■ REQUIRED TASK
Collect the lines of the entries where "this" shows up.

■ INPUT RECORDS

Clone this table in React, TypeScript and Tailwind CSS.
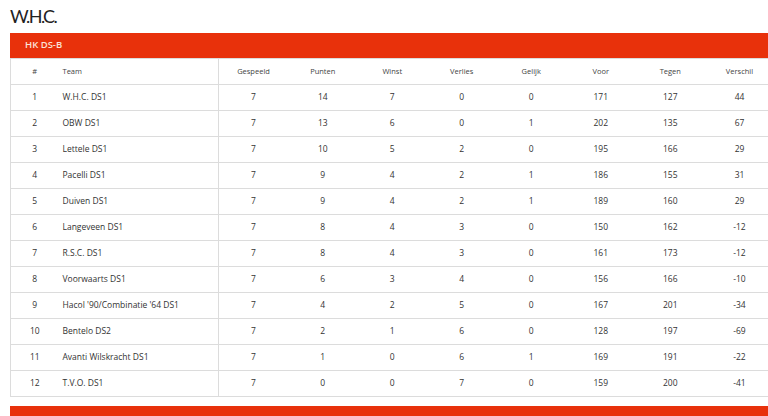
const rows: [number, string, number, number, number, number, number, number, number, number][] = [
  [1, 'W.H.C. DS1', 7, 14, 7, 0, 0, 171, 127, 44],
  [2, 'OBW DS1', 7, 13, 6, 0, 1, 202, 135, 67],
  [3, 'Lettele DS1', 7, 10, 5, 2, 0, 195, 166, 29],
  [4, 'Pacelli DS1', 7, 9, 4, 2, 1, 186, 155, 31],
  [5, 'Duiven DS1', 7, 9, 4, 2, 1, 189, 160, 29],
  [6, 'Langeveen DS1', 7, 8, 4, 3, 0, 150, 162, -12],
  [7, 'R.S.C. DS1', 7, 8, 4, 3, 0, 161, 173, -12],
  [8, 'Voorwaarts DS1', 7, 6, 3, 4, 0, 156, 166, -10],
  [9, "Hacol '90/Combinatie '64 DS1", 7, 4, 2, 5, 0, 167, 201, -34],
  [10, 'Bentelo DS2', 7, 2, 1, 6, 0, 128, 197, -69],
  [11, 'Avanti Wilskracht DS1', 7, 1, 0, 6, 1, 169, 191, -22],
  [12, 'T.V.O. DS1', 7, 0, 0, 7, 0, 159, 200, -41],
]

const stats = ['Gespeeld', 'Punten', 'Winst', 'Verlies', 'Gelijk', 'Voor', 'Tegen', 'Verschil']

export default function App() {
  return (
    <div className="w-[768px] h-[416px] overflow-hidden bg-white text-[#333]" style={{ fontFamily: '"Open Sans", "Noto Sans", sans-serif' }}>
      <h1 className="pl-[10px] pt-[3px] h-[33px] text-[18px] leading-[26px] tracking-[-1.6px] text-[#222] font-normal" style={{ fontFamily: 'Lato, sans-serif' }}>
        W.H.C.
      </h1>
      <div className="ml-[10px] w-[764px]">
        <div className="h-[25px] bg-[#e8310b] flex items-center pl-[15px] text-[9.5px] font-semibold text-[#fbe3d8]">
          HK DS-B
        </div>
        <table className="w-[764px] table-fixed border-collapse border border-[#dcdcdc]">
          <colgroup>
            <col className="w-[48px]" />
            <col className="w-[160px]" />
            {stats.map((s) => (
              <col key={s} className="w-[69.5px]" />
            ))}
          </colgroup>
          <thead>
            <tr className="h-[26px] text-[7.5px] text-[#444]">
              <th className="font-normal text-center">#</th>
              <th className="font-normal text-left pl-[4px] border-r border-[#dcdcdc]">Team</th>
              {stats.map((s) => (
                <th key={s} className="font-normal text-center">{s}</th>
              ))}
            </tr>
          </thead>
          <tbody>
            {rows.map((r) => (
              <tr key={r[0]} className="h-[26px] text-[8.5px] border-t border-[#dcdcdc]">
                <td className="text-center">{r[0]}</td>
                <td className="text-left pl-[4px] border-r border-[#dcdcdc]">{r[1]}</td>
                {r.slice(2).map((v, i) => (
                  <td key={i} className="text-center">{v}</td>
                ))}
              </tr>
            ))}
          </tbody>
        </table>
        <div className="mt-[9px] h-[20px] bg-[#e8310b]" />
      </div>
    </div>
  )
}
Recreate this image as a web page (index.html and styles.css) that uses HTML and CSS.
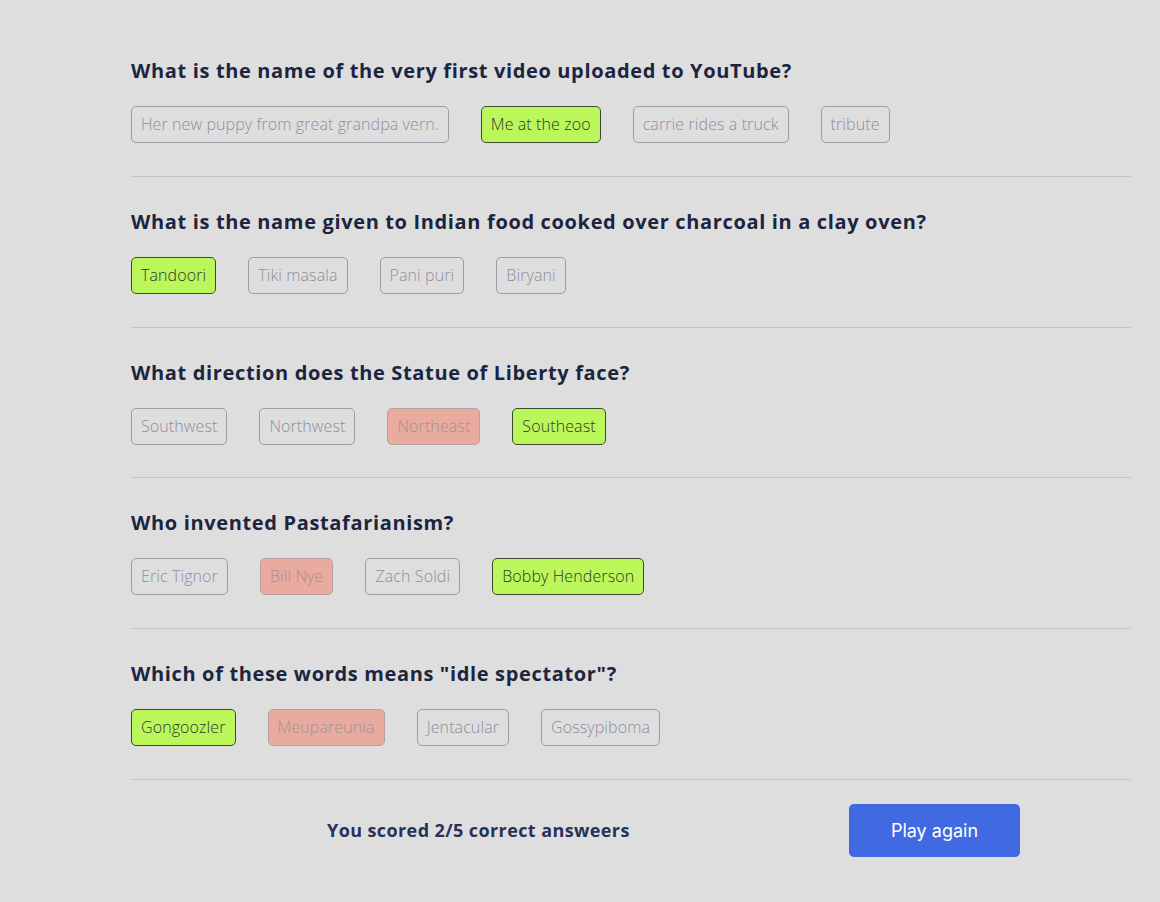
FILE: index.html
```html
<!DOCTYPE html>
<html>
<head>
<meta charset="utf-8">
<link rel="stylesheet" href="styles.css">
</head>
<body>
<main class="quiz">
  <section class="question">
    <h2 class="q-title">What is the name of the very first video uploaded to YouTube?</h2>
    <div class="answers">
      <span class="answer">Her new puppy from great grandpa vern.</span>
      <span class="answer correct">Me at the zoo</span>
      <span class="answer">carrie rides a truck</span>
      <span class="answer">tribute</span>
    </div>
  </section>
  <section class="question">
    <h2 class="q-title">What is the name given to Indian food cooked over charcoal in a clay oven?</h2>
    <div class="answers">
      <span class="answer correct">Tandoori</span>
      <span class="answer">Tiki masala</span>
      <span class="answer">Pani puri</span>
      <span class="answer">Biryani</span>
    </div>
  </section>
  <section class="question">
    <h2 class="q-title">What direction does the Statue of Liberty face?</h2>
    <div class="answers">
      <span class="answer">Southwest</span>
      <span class="answer">Northwest</span>
      <span class="answer wrong">Northeast</span>
      <span class="answer correct">Southeast</span>
    </div>
  </section>
  <section class="question">
    <h2 class="q-title">Who invented Pastafarianism?</h2>
    <div class="answers">
      <span class="answer">Eric Tignor</span>
      <span class="answer wrong">Bill Nye</span>
      <span class="answer">Zach Soldi</span>
      <span class="answer correct">Bobby Henderson</span>
    </div>
  </section>
  <section class="question">
    <h2 class="q-title">Which of these words means "idle spectator"?</h2>
    <div class="answers">
      <span class="answer correct">Gongoozler</span>
      <span class="answer wrong">Meupareunia</span>
      <span class="answer">Jentacular</span>
      <span class="answer">Gossypiboma</span>
    </div>
  </section>
  <footer class="result">
    <p class="score">You scored 2/5 correct answeers</p>
    <button class="play">Play again</button>
  </footer>
</main>
</body>
</html>
```

FILE: styles.css
```css
html, body {
  margin: 0;
  padding: 0;
  background: #dedede;
}
body {
  font-family: "Open Sans", "Liberation Sans", sans-serif;
}
.quiz {
  width: 1000px;
  margin-left: 131px;
  padding-top: 26px;
}
.question {
  border-bottom: 1px solid #c4c4c4;
  padding: 33px 0 32.75px;
}
.q-title {
  margin: 0;
  font-size: 20px;
  line-height: 24px;
  font-weight: 700;
  letter-spacing: 0.65px;
  color: #1c2540;
}
.answers {
  display: flex;
  gap: 32px;
  margin-top: 23px;
}
.answer {
  box-sizing: border-box;
  height: 37px;
  line-height: 35px;
  padding: 0 9px;
  border: 1px solid #9d9daa;
  border-radius: 5px;
  font-size: 16px;
  font-weight: 300;
  letter-spacing: 0.1px;
  color: #8e8e9c;
  white-space: nowrap;
}
.answer.correct {
  background: #bbf75b;
  border-color: #3a4a33;
  color: #2b3a28;
}
.answer.wrong {
  background: #e9aaa0;
  border-color: #b8a0a0;
  color: #a89090;
}
.result {
  display: flex;
  align-items: center;
  padding: 24px 0 0 196px;
}
.score {
  margin: 0;
  width: 522px;
  font-size: 18px;
  font-weight: 700;
  letter-spacing: 0.4px;
  color: #283258;
}
.play {
  width: 171px;
  height: 53px;
  border: none;
  border-radius: 5px;
  background: #4169e1;
  color: #ffffff;
  font-family: Inter, "Liberation Sans", sans-serif;
  font-size: 18px;
}
```
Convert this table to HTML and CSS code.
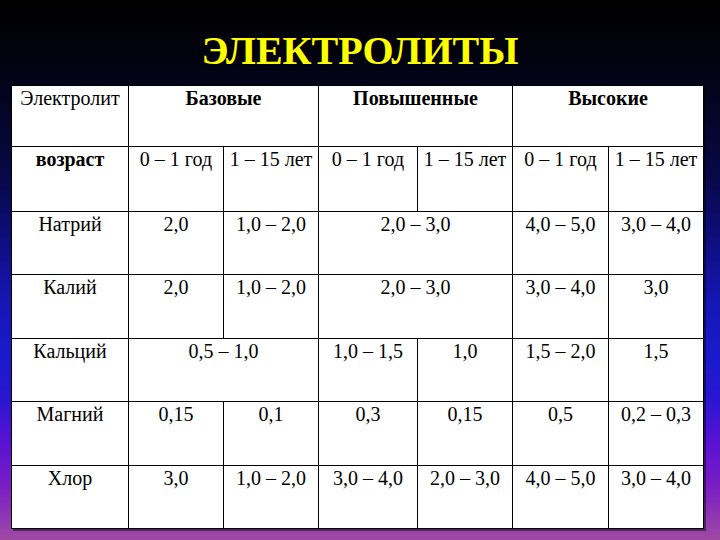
FILE: index.html
```html
<!DOCTYPE html>
<html lang="ru">
<head>
<meta charset="utf-8">
<title>Электролиты</title>
<link rel="stylesheet" href="styles.css">
</head>
<body>
<div class="slide">
  <h1 class="title">ЭЛЕКТРОЛИТЫ</h1>
  <table class="grid">
    <colgroup>
      <col class="c-name">
      <col class="c-95">
      <col class="c-95">
      <col class="c-99">
      <col class="c-95">
      <col class="c-96">
      <col class="c-95">
    </colgroup>
    <tr class="r61">
      <td>Электролит</td>
      <td colspan="2" class="b">Базовые</td>
      <td colspan="2" class="b">Повышенные</td>
      <td colspan="2" class="b">Высокие</td>
    </tr>
    <tr class="r65">
      <td class="b">возраст</td>
      <td>0 – 1 год</td>
      <td>1 – 15 лет</td>
      <td>0 – 1 год</td>
      <td>1 – 15 лет</td>
      <td>0 – 1 год</td>
      <td>1 – 15 лет</td>
    </tr>
    <tr class="r63">
      <td>Натрий</td>
      <td>2,0</td>
      <td>1,0 – 2,0</td>
      <td colspan="2">2,0 – 3,0</td>
      <td>4,0 – 5,0</td>
      <td>3,0 – 4,0</td>
    </tr>
    <tr class="r64">
      <td>Калий</td>
      <td>2,0</td>
      <td>1,0 – 2,0</td>
      <td colspan="2">2,0 – 3,0</td>
      <td>3,0 – 4,0</td>
      <td>3,0</td>
    </tr>
    <tr class="r63">
      <td>Кальций</td>
      <td colspan="2">0,5 – 1,0</td>
      <td>1,0 – 1,5</td>
      <td>1,0</td>
      <td>1,5 – 2,0</td>
      <td>1,5</td>
    </tr>
    <tr class="r64">
      <td>Магний</td>
      <td>0,15</td>
      <td>0,1</td>
      <td>0,3</td>
      <td>0,15</td>
      <td>0,5</td>
      <td>0,2 – 0,3</td>
    </tr>
    <tr class="r63">
      <td>Хлор</td>
      <td>3,0</td>
      <td>1,0 – 2,0</td>
      <td>3,0 – 4,0</td>
      <td>2,0 – 3,0</td>
      <td>4,0 – 5,0</td>
      <td>3,0 – 4,0</td>
    </tr>
  </table>
</div>
</body>
</html>
```
FILE: styles.css
```css
html, body {
  margin: 0;
  padding: 0;
}
body {
  width: 720px;
  height: 540px;
  overflow: hidden;
  font-family: "Liberation Serif", "Times New Roman", serif;
  background: linear-gradient(180deg,
    #000000 0%,
    #02020e 10%,
    #05052a 22%,
    #08084a 33%,
    #0e0e80 45%,
    #1616b4 56%,
    #1a1acc 66%,
    #2a16d0 74%,
    #5a12d2 82%,
    #7a1ec4 90%,
    #9038b0 96%,
    #a04aa4 100%);
}
.slide {
  display: flex;
  flex-direction: column;
  align-items: flex-start;
}
.title {
  box-sizing: border-box;
  width: 720px;
  height: 85px;
  margin: 0;
  padding-top: 31px;
  text-align: center;
  font-family: "Liberation Serif", "Times New Roman", serif;
  font-size: 40px;
  line-height: 40px;
  font-weight: bold;
  color: #ffff00;
  text-shadow: 1px 1px 1px rgba(0, 0, 0, 0.6);
}
.grid {
  margin-left: 11px;
  border-collapse: collapse;
  table-layout: fixed;
  width: 692px;
  background: #ffffff;
  box-shadow: 2px 2px 0 rgba(0, 0, 0, 0.45);
  font-family: "Liberation Serif", "Times New Roman", serif;
  font-size: 20px;
  color: #000000;
}
.grid td {
  border: 1px solid #000000;
  padding: 1px 1px 0 1px;
  text-align: center;
  vertical-align: top;
  white-space: nowrap;
  line-height: 23px;
}
.c-name { width: 117px; }
.c-95 { width: 95px; }
.c-96 { width: 96px; }
.c-99 { width: 99px; }
.r61 { height: 61px; }
.r63 { height: 63px; }
.r64 { height: 64px; }
.r65 { height: 65px; }
.b { font-weight: bold; }
```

■ FINAL RESULT
Clone this table in React, TypeScript and Tailwind CSS.
Recreate this image as a web page (index.html and styles.css) that uses HTML and CSS.
Convert this table to HTML and CSS code.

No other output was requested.